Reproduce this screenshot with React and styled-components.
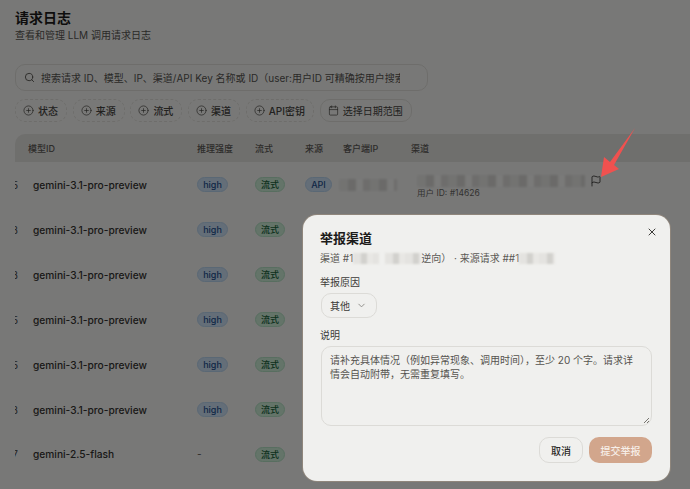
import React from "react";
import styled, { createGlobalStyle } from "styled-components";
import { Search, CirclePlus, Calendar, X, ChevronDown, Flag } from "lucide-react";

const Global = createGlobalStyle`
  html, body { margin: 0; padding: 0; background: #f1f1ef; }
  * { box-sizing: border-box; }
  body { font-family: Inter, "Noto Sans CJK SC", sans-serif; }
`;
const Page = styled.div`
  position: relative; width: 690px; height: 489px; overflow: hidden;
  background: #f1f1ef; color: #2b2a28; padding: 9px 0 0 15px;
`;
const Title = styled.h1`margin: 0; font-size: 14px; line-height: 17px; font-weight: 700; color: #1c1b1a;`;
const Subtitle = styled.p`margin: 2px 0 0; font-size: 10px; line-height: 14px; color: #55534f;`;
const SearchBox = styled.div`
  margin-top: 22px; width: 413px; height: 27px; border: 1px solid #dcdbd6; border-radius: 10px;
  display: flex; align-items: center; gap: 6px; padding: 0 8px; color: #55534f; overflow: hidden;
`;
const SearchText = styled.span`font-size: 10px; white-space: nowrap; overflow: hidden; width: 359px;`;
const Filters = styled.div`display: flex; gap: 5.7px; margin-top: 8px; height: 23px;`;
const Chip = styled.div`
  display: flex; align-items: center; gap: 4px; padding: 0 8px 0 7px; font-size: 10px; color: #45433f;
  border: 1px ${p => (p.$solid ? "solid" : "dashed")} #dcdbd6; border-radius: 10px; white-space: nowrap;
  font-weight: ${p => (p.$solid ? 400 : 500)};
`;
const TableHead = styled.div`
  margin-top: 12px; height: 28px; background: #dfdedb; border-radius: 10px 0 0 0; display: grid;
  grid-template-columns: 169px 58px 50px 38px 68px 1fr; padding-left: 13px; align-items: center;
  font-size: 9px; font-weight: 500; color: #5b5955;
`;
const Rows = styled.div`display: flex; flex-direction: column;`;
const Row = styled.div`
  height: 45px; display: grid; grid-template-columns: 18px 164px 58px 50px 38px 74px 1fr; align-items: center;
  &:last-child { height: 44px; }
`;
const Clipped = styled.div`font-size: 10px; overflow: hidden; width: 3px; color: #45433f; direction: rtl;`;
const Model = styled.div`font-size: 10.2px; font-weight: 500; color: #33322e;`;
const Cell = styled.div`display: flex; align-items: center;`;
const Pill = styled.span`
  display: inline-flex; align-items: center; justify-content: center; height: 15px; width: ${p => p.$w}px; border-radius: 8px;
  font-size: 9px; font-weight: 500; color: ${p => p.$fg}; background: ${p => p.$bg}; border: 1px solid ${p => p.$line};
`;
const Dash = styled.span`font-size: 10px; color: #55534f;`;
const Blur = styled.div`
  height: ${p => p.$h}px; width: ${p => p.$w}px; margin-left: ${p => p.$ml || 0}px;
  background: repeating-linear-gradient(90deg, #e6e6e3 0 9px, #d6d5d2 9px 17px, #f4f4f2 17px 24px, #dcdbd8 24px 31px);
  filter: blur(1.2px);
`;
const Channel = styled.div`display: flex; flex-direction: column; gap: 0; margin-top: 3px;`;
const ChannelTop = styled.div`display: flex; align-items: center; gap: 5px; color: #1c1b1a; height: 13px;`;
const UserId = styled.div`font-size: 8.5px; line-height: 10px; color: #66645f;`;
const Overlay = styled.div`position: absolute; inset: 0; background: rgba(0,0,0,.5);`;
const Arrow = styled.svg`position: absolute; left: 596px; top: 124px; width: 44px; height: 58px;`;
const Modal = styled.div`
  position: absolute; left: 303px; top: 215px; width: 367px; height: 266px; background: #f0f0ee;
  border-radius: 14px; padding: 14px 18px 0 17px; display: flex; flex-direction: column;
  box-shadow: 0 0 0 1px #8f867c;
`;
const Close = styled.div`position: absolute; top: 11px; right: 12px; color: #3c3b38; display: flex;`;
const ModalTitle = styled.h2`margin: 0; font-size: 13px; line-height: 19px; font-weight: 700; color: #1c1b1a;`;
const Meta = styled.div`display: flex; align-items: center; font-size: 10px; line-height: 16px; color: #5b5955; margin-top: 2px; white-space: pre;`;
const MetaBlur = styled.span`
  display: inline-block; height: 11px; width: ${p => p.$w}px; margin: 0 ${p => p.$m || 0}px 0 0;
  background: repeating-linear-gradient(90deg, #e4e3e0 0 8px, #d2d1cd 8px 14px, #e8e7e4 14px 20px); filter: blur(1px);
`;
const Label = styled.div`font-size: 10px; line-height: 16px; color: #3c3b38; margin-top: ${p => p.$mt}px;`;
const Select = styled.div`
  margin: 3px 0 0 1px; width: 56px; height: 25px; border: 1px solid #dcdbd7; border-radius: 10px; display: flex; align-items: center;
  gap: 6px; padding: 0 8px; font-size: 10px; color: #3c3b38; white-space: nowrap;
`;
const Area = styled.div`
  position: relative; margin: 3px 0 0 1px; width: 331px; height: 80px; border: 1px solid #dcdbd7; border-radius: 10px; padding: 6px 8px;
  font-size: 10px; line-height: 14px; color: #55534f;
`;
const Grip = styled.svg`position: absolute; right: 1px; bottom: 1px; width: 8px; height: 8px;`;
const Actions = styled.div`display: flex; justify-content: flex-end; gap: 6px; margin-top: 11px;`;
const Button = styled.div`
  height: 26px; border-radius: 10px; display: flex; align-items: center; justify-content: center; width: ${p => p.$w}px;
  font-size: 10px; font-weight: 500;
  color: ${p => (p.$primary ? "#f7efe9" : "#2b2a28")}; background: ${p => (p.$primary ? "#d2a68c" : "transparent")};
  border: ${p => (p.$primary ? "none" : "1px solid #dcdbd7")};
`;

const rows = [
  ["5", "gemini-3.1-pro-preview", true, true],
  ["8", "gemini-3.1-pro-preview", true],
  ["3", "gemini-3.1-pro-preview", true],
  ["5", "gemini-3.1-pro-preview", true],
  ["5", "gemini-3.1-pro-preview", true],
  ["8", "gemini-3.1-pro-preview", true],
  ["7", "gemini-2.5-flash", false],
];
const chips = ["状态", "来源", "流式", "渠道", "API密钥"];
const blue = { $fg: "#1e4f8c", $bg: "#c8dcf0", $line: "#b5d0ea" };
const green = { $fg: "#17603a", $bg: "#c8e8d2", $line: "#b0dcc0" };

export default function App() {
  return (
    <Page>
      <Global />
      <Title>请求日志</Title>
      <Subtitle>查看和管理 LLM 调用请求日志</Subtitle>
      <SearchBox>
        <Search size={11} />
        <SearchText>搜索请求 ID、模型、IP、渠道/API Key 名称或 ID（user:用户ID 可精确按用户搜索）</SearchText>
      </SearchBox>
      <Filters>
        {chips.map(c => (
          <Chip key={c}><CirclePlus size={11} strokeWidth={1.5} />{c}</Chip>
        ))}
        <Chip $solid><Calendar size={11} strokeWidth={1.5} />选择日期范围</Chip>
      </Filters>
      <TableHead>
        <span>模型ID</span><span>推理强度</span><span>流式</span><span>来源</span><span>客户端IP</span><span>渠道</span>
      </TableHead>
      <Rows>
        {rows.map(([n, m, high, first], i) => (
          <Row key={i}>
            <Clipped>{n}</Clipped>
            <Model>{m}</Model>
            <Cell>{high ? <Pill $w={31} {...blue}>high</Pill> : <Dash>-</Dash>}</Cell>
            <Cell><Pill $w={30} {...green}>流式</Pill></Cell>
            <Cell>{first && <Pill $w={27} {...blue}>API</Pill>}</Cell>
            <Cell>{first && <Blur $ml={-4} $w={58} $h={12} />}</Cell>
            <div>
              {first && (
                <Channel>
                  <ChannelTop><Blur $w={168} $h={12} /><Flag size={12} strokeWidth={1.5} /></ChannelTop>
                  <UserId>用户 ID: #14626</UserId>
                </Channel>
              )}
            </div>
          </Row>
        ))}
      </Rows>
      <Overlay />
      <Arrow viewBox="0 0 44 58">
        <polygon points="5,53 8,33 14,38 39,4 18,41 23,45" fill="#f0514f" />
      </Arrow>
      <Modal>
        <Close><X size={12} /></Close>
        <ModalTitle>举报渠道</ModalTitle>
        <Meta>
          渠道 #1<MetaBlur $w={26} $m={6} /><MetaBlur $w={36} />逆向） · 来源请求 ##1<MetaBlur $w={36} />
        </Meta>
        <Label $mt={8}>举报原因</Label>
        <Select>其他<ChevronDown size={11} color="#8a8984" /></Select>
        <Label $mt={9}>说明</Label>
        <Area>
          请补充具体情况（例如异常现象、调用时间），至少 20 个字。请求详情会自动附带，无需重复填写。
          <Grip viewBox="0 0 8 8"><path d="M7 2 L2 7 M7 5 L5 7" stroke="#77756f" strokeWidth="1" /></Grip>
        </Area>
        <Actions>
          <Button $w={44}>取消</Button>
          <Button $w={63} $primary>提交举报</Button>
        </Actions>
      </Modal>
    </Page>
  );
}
++++++
_DIRECTIVE_
Starting with the first line of the data above and ending with the line containing "X, ChevronDown, Flag", please restate every line exactly, leaving images out.

_ANSWER TO THE PROBLEM_
Reproduce this screenshot with React and styled-components.
import React from "react";
import styled, { createGlobalStyle } from "styled-components";
import { Search, CirclePlus, Calendar, X, ChevronDown, Flag } from "lucide-react";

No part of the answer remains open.